__Exercise aim__.
Isolate every line in the data with the string "that" and copy it.

__Given material__.
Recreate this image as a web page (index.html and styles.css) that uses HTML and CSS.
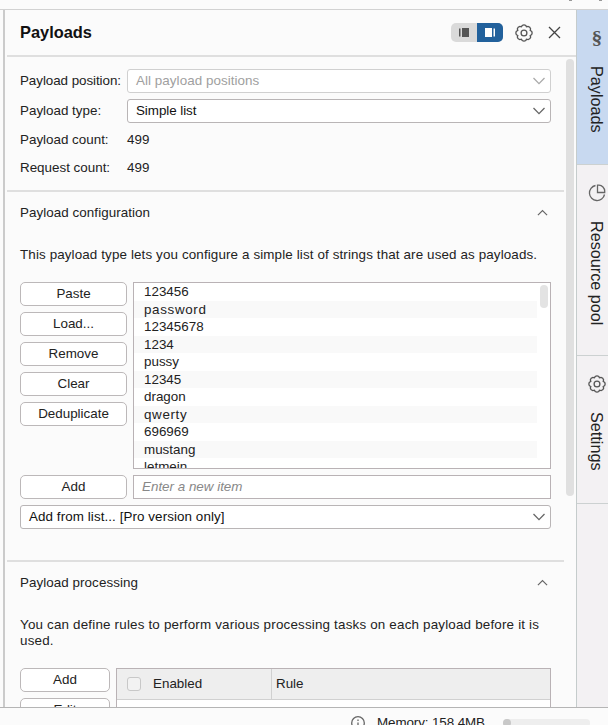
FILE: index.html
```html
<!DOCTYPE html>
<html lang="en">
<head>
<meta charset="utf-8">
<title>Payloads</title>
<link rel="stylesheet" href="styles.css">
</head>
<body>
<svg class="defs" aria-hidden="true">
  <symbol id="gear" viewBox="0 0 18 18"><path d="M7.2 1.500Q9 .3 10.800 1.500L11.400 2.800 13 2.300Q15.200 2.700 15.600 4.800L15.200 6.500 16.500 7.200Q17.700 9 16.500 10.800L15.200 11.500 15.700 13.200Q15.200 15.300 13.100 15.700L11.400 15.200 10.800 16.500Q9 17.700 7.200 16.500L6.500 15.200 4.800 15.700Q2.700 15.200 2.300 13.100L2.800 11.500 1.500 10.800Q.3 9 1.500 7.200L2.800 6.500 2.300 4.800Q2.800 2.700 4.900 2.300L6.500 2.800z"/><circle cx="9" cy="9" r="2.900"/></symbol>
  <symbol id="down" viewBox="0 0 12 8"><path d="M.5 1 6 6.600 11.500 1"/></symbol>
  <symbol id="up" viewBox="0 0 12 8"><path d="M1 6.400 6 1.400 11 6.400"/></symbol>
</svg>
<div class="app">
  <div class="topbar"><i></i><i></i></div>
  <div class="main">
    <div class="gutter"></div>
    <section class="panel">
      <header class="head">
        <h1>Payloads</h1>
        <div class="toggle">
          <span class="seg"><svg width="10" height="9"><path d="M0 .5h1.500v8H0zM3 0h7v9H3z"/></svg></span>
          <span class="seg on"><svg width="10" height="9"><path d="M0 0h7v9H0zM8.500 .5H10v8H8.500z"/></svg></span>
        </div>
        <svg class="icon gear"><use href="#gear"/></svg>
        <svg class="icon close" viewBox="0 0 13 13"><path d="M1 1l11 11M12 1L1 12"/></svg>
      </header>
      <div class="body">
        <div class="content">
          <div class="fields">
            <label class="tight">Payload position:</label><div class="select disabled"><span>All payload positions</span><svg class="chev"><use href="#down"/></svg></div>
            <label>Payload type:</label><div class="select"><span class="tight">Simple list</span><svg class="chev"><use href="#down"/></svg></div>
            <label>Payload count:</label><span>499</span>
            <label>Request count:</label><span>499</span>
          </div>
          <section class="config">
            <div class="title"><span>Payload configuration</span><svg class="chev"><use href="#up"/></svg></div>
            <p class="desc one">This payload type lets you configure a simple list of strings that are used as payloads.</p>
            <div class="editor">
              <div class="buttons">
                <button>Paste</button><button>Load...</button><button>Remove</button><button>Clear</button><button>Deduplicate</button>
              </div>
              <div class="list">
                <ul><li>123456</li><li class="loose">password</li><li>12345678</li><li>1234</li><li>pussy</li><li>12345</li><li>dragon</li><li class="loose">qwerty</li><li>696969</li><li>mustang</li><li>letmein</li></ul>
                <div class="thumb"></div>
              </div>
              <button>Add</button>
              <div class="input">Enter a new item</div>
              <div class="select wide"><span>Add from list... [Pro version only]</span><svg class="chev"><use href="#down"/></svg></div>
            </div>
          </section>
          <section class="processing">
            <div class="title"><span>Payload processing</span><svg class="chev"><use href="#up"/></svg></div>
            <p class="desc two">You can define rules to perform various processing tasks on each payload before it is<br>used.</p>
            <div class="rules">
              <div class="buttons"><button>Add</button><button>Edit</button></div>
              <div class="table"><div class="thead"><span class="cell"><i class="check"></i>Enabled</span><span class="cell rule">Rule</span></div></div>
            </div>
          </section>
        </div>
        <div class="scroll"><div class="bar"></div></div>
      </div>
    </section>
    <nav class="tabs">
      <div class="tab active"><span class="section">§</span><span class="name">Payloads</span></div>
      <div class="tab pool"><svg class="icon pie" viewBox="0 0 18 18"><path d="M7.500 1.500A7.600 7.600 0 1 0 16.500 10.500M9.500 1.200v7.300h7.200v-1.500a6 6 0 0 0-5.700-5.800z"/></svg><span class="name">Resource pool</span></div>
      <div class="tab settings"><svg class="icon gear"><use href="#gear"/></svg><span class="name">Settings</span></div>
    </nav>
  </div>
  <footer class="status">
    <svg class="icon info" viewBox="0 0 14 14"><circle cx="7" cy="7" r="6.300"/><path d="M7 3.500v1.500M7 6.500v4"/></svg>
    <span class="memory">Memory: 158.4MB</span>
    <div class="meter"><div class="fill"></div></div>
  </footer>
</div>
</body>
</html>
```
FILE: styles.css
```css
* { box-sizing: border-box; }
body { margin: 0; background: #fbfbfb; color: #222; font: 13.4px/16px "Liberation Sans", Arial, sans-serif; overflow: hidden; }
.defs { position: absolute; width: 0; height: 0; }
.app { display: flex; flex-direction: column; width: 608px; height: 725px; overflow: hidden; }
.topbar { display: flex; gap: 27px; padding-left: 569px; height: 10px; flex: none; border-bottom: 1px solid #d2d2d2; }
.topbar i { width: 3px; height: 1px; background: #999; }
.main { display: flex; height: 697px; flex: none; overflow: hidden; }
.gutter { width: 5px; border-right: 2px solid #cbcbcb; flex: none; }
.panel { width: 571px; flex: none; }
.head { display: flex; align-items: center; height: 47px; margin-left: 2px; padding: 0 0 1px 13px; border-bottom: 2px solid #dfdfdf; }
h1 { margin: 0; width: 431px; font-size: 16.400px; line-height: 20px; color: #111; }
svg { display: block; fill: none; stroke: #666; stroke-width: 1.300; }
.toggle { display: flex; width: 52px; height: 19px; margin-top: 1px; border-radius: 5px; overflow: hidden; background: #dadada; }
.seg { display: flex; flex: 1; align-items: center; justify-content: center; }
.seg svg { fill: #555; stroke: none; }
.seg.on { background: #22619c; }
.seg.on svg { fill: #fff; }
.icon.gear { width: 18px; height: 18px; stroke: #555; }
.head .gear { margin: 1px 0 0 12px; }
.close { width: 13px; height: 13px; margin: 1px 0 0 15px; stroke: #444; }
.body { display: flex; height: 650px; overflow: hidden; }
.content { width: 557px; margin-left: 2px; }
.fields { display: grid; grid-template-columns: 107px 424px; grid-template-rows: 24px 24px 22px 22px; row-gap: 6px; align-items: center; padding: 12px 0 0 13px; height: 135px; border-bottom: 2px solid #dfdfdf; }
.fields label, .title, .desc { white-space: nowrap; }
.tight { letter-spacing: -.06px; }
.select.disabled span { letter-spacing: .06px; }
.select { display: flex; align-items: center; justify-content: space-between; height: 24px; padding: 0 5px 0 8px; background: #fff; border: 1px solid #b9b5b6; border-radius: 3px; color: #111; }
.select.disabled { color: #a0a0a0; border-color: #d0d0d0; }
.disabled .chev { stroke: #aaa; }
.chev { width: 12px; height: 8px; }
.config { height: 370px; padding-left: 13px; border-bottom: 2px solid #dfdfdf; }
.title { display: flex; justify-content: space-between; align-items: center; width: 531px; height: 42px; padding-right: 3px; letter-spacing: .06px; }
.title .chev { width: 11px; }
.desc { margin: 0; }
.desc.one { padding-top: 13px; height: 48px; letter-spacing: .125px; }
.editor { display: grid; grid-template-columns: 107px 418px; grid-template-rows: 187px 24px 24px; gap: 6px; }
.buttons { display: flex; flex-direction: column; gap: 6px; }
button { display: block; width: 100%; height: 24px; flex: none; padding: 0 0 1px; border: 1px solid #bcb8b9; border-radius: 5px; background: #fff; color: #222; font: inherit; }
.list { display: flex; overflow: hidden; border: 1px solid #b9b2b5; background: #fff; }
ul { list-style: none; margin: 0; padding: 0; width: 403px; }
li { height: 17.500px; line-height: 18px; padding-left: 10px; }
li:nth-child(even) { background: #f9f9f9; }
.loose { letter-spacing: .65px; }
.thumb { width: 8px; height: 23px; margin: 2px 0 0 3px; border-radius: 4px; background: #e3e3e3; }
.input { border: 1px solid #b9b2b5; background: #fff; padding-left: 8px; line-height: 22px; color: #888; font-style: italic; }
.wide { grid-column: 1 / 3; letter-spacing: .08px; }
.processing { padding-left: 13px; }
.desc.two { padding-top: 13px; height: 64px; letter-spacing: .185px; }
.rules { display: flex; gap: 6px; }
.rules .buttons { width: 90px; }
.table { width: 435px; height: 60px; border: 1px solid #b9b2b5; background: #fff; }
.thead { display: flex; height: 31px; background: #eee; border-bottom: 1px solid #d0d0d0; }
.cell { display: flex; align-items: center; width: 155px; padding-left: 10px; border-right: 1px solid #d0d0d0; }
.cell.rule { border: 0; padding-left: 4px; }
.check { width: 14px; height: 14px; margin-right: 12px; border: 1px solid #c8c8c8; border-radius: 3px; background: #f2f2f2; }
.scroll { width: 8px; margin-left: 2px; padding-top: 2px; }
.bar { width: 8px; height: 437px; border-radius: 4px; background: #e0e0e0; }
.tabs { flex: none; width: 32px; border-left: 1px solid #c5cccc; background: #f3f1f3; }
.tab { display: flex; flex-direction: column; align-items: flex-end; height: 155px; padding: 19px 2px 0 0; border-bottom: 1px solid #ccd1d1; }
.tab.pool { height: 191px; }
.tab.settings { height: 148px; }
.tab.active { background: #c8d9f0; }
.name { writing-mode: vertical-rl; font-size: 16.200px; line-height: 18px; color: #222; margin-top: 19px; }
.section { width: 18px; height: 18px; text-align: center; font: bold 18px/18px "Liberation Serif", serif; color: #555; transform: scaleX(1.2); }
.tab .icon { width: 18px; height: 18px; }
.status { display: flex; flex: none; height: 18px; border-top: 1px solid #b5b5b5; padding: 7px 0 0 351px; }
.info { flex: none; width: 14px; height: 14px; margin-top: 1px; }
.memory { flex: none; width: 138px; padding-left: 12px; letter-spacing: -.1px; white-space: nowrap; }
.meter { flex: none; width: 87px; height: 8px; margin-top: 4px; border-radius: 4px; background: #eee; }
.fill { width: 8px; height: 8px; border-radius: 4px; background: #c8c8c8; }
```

__Written answer__.
Recreate this image as a web page (index.html and styles.css) that uses HTML and CSS.
            <p class="desc one">This payload type lets you configure a simple list of strings that are used as payloads.</p>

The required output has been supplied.